Within the data that follows, set down exactly the lines from the one containing "Output the component" through the one containing "leading-[16px] font-medium tracking-[0.8px]", both ends included.

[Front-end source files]
^^^^^^^^
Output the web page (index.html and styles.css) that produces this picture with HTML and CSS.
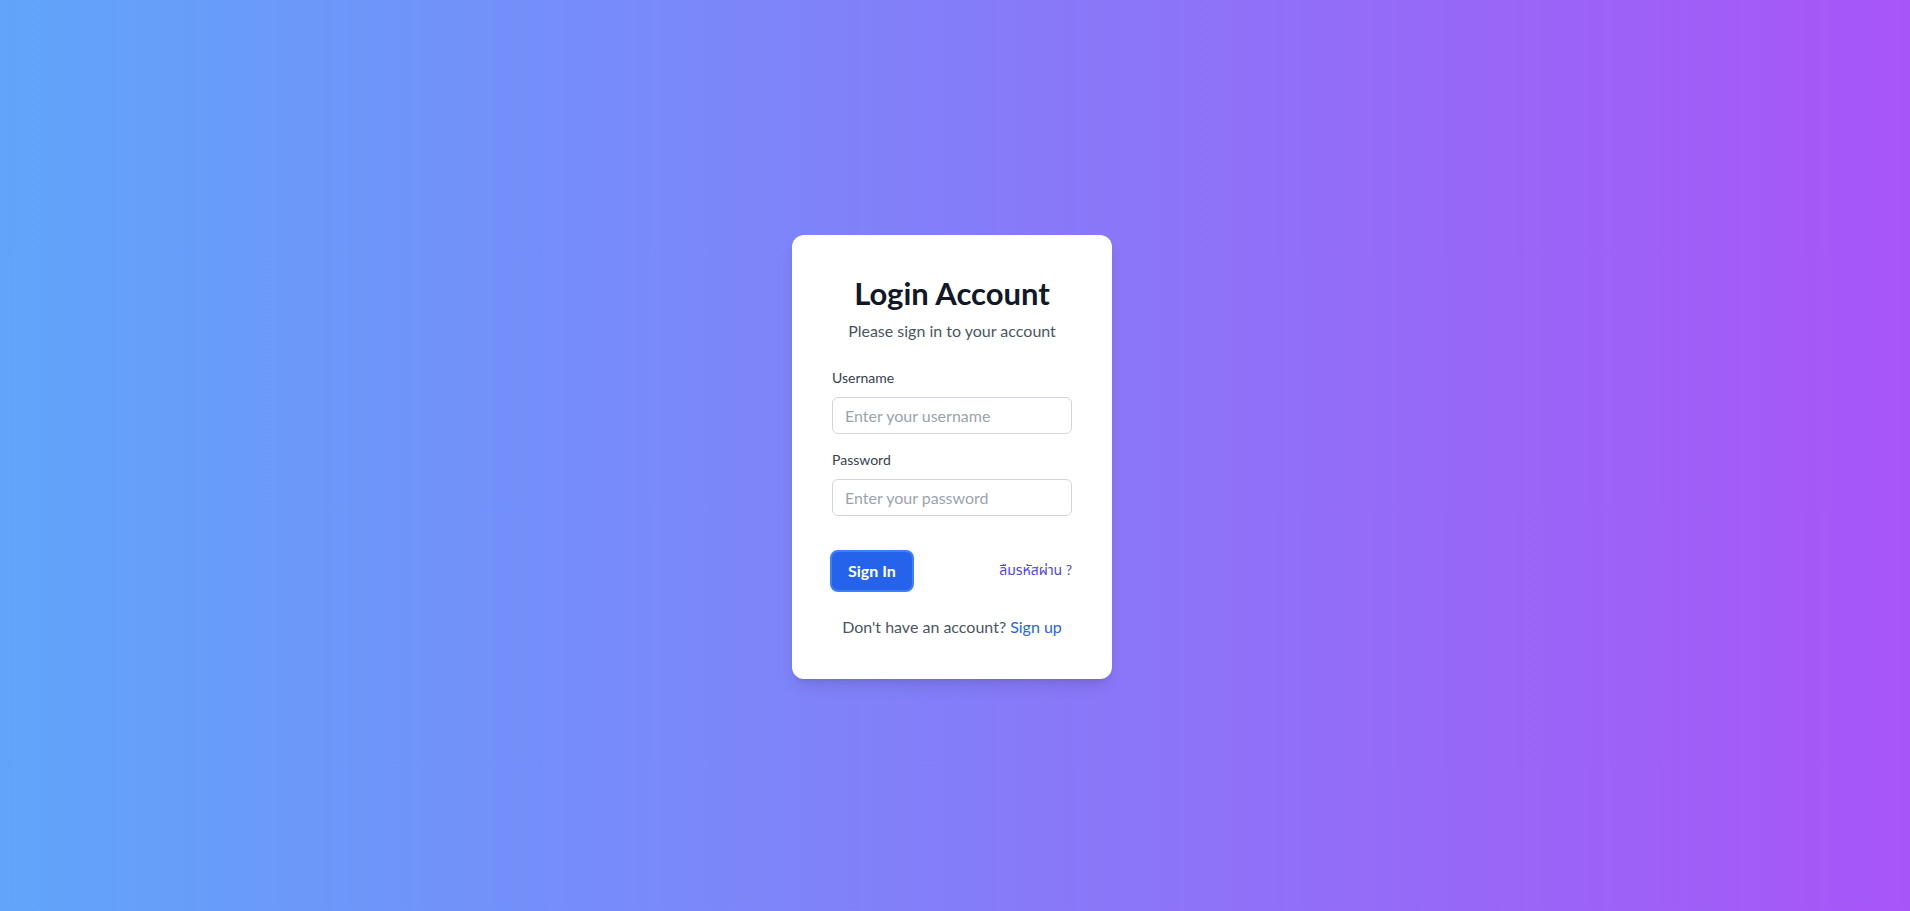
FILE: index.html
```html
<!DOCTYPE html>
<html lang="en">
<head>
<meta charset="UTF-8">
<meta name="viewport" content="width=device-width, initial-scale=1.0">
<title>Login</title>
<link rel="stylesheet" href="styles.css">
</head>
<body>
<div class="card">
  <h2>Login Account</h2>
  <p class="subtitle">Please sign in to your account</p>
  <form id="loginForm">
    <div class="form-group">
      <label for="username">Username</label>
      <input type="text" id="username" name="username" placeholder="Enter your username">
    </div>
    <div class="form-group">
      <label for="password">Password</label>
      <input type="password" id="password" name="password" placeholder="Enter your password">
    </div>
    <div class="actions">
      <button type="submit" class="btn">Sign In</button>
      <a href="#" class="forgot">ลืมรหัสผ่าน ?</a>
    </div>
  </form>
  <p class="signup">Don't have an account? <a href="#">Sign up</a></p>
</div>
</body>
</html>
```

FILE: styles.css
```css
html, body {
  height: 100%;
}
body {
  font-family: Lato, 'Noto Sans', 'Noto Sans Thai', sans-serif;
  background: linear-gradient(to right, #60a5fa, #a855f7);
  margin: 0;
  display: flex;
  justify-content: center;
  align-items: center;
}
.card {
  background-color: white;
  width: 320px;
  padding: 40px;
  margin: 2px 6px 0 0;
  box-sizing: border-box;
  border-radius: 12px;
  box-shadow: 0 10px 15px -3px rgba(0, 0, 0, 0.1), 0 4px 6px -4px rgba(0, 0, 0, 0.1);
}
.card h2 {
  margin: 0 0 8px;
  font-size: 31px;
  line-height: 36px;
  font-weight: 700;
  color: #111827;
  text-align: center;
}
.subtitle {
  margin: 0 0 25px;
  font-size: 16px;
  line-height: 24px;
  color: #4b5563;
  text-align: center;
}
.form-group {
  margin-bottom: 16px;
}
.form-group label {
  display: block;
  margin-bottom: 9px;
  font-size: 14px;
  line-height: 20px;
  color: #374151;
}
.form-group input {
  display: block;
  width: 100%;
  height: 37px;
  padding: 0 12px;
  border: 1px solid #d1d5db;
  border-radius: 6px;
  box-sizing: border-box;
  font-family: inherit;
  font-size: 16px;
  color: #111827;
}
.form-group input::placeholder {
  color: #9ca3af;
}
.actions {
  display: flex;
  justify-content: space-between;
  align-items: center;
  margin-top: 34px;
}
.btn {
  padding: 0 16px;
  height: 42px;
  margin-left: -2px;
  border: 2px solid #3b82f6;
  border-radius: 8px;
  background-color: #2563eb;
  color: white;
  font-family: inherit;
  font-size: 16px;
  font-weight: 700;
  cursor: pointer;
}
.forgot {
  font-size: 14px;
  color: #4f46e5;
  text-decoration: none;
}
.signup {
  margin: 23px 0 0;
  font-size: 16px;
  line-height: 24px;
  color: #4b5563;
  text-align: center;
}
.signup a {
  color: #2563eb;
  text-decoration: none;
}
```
^^^^^^^^
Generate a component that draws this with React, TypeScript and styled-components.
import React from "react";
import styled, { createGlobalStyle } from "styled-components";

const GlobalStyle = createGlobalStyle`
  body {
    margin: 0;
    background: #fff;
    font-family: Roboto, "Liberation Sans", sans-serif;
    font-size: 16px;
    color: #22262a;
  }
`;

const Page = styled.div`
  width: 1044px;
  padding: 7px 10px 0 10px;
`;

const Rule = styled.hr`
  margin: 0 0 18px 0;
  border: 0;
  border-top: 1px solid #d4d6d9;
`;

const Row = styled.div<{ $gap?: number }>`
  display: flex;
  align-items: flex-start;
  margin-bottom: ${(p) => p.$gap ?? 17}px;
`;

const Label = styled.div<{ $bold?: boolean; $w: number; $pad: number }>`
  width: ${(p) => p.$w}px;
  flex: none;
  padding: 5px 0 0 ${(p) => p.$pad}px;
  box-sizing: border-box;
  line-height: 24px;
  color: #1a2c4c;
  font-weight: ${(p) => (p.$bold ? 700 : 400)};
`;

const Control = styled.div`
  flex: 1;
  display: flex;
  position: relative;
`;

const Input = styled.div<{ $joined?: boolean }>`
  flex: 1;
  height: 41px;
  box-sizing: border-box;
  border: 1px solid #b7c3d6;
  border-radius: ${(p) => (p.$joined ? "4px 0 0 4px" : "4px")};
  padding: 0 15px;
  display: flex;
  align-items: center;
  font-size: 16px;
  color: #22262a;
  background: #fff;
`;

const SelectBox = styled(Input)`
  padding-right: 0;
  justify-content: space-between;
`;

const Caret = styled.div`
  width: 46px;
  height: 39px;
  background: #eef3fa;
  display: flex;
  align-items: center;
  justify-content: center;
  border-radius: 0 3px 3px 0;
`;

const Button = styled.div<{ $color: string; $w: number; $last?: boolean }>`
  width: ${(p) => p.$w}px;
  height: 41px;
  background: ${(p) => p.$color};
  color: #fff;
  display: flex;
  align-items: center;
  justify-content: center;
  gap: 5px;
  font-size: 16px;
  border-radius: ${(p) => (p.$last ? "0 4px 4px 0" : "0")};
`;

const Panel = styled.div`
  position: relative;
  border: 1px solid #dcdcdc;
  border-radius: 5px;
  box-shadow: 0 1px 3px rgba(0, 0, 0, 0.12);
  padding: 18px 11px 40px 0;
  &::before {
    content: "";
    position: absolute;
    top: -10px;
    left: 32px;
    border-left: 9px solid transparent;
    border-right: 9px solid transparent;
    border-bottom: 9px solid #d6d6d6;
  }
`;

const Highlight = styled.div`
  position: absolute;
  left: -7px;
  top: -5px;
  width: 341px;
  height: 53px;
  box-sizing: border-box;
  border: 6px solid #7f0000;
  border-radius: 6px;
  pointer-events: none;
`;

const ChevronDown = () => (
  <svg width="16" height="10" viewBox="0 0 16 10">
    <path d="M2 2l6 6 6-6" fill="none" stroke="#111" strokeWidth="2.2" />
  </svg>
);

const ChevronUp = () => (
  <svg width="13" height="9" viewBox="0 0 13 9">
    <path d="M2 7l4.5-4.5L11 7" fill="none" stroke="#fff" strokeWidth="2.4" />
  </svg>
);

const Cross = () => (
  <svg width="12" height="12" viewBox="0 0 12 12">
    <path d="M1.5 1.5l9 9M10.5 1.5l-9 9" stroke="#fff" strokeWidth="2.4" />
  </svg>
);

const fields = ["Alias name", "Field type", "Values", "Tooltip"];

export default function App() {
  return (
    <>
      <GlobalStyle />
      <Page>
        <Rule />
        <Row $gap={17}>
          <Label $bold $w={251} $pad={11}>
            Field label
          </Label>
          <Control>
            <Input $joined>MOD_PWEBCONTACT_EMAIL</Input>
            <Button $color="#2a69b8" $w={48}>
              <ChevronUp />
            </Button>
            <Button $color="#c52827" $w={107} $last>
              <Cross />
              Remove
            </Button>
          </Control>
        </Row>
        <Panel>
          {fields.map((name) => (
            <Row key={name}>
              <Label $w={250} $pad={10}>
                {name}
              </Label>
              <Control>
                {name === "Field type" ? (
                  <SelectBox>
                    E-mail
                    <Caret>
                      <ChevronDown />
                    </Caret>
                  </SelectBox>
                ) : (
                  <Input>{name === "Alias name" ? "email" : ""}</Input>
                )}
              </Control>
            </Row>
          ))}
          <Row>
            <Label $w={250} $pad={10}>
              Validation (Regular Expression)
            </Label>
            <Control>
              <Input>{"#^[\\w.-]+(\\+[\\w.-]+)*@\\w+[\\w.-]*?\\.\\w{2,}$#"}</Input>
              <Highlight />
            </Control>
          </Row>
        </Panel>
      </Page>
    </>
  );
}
^^^^^^^^
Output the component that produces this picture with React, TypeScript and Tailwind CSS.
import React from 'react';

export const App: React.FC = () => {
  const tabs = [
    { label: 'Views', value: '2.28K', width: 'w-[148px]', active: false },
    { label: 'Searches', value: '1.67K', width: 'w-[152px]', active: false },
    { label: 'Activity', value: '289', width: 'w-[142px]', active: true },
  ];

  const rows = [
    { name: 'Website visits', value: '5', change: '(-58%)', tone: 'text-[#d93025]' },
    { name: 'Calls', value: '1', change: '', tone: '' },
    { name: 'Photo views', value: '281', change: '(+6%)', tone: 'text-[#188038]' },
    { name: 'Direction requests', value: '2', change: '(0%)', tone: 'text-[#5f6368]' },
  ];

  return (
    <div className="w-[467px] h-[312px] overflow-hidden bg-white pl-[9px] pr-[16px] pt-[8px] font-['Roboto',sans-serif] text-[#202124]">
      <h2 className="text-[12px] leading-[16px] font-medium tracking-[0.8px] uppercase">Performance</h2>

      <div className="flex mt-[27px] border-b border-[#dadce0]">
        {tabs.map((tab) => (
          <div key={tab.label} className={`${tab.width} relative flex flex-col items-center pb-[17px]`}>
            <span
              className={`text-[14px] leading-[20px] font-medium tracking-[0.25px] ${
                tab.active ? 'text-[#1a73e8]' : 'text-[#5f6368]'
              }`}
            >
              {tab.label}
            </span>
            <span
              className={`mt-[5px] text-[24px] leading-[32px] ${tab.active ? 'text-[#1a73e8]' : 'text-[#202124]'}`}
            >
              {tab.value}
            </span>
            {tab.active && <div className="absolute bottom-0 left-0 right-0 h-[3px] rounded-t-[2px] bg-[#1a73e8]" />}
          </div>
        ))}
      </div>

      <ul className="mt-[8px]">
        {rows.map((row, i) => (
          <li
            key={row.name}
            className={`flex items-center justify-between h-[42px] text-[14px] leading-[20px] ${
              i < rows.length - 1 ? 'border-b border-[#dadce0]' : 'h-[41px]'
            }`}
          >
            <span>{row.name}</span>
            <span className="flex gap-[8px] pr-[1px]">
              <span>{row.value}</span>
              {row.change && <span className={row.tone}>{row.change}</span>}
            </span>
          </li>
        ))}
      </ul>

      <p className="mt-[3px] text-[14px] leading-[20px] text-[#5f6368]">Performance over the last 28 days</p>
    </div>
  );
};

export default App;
^^^^^^^^
* **Full response**:
Output the component that produces this picture with React, TypeScript and Tailwind CSS.
import React from 'react';

export const App: React.FC = () => {
  const tabs = [
    { label: 'Views', value: '2.28K', width: 'w-[148px]', active: false },
    { label: 'Searches', value: '1.67K', width: 'w-[152px]', active: false },
    { label: 'Activity', value: '289', width: 'w-[142px]', active: true },
  ];

  const rows = [
    { name: 'Website visits', value: '5', change: '(-58%)', tone: 'text-[#d93025]' },
    { name: 'Calls', value: '1', change: '', tone: '' },
    { name: 'Photo views', value: '281', change: '(+6%)', tone: 'text-[#188038]' },
    { name: 'Direction requests', value: '2', change: '(0%)', tone: 'text-[#5f6368]' },
  ];

  return (
    <div className="w-[467px] h-[312px] overflow-hidden bg-white pl-[9px] pr-[16px] pt-[8px] font-['Roboto',sans-serif] text-[#202124]">
      <h2 className="text-[12px] leading-[16px] font-medium tracking-[0.8px] uppercase">Performance</h2>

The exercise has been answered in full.